TeslaMagz

HW3 Tesla reacts quicker than humans in box truck close call

A Tesla using Full Self-Driving (FSD) technology with HW3 hardware avoided a crash when a box truck swerved into its lane at 45 mph. The car detected a threat, checked its blind spot, and moved safely without braking hard.

The owner of the car said, “Most humans would have slammed the brakes because they can’t check the blind spot fast enough, potentially causing a rear-end crash. Not this car. It’s always alert and watching., I should also point out that my car is HW3.” This event makes it clear that Tesla’s tech can react in ways that cut down on common crashes.​

Footage of the incident:

Tesla watches from all angles

FSD uses eight cameras and sensors. The car watches nearby traffic and objects, not just the road ahead. It doesn’t take breaks or get tired. The cameras help spot vehicles, bikes, and people in other lanes. Because it sees everything, it can notice threats before most drivers do. When the truck cut in, Tesla moved instead of braking, so rear traffic kept flowing.​

HW3 still works for FSD

The car in this case uses HW3, not newer HW4 or HW5. HW3 isn’t as fast or advanced as Tesla’s latest chips, but it still runs most FSD features with its eight cameras.
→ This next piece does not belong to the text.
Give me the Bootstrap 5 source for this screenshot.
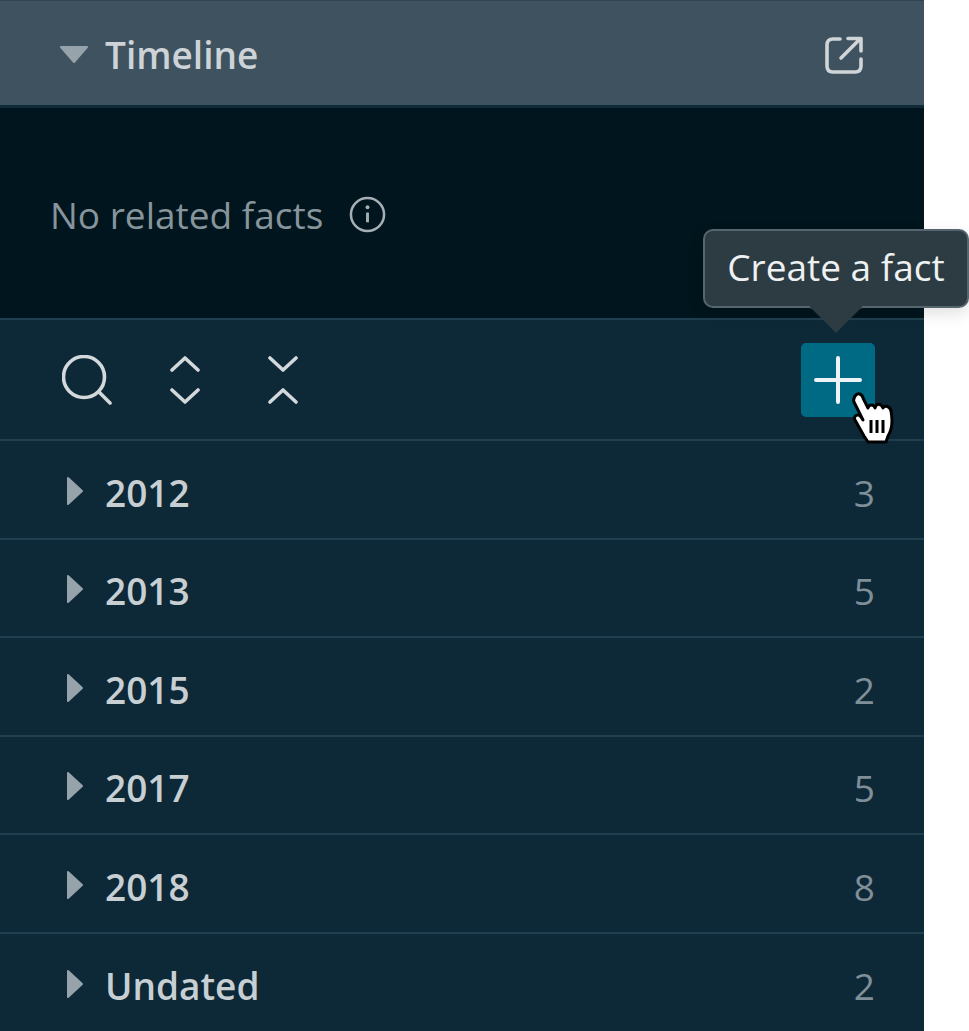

Tesla’s CEO has said cars with HW3 may need a new chip later if they want full “unsupervised” driving. For now, Tesla keeps updating HW3 cars so they stay nearly as sharp as HW4 in real-world driving.​

FSD teams up with other safety tech like automatic emergency braking, forward collision warning, and lane safety. These tools can hit the brakes or steer away on their own. Updates have helped FSD react better to pop-up cut-ins from trucks or cars. The system weighs speed, space, and escape paths in a split second. It picks a move based on what’s safest.​

Safety data boosts confidence

Tesla’s safety stats show cars with Autopilot or FSD get in fewer accidents per mile than the national average. In Q2 2025, Teslas using Autopilot had one crash for every 6.69 million miles. That number drops without Autopilot, and even lower for regular drivers. With new FSD software, several hundred to over a thousand miles go by between serious cases needing human help.​

Sudden moves from large trucks or wild drivers can be hard for any system. Tesla’s network learns from events like these, so next updates get better. Each new version tries to handle difficult merging, rude drivers, or people stopped ahead.​​

Hardware and updates

Tesla’s newest hardware (HW4) has sharper cameras and processes information faster. Soon it will run features that HW3 can’t. Right now, HW3 owners still get updates so their cars don’t fall behind. Tesla also said they will offer “FSD v14 Lite” update for HW3 owners by Mid-2026.

Safety officials are watching FSD closely, especially after incidents tied to self-driving tech. Tesla’s engineers are working to fix problems and explain how things work.​

Tesla uses feedback and data from millions of cars and incidents like the box-truck case. The goal is for every car to spot and avoid crashes better than most people, even if that means giving up a little comfort for safety.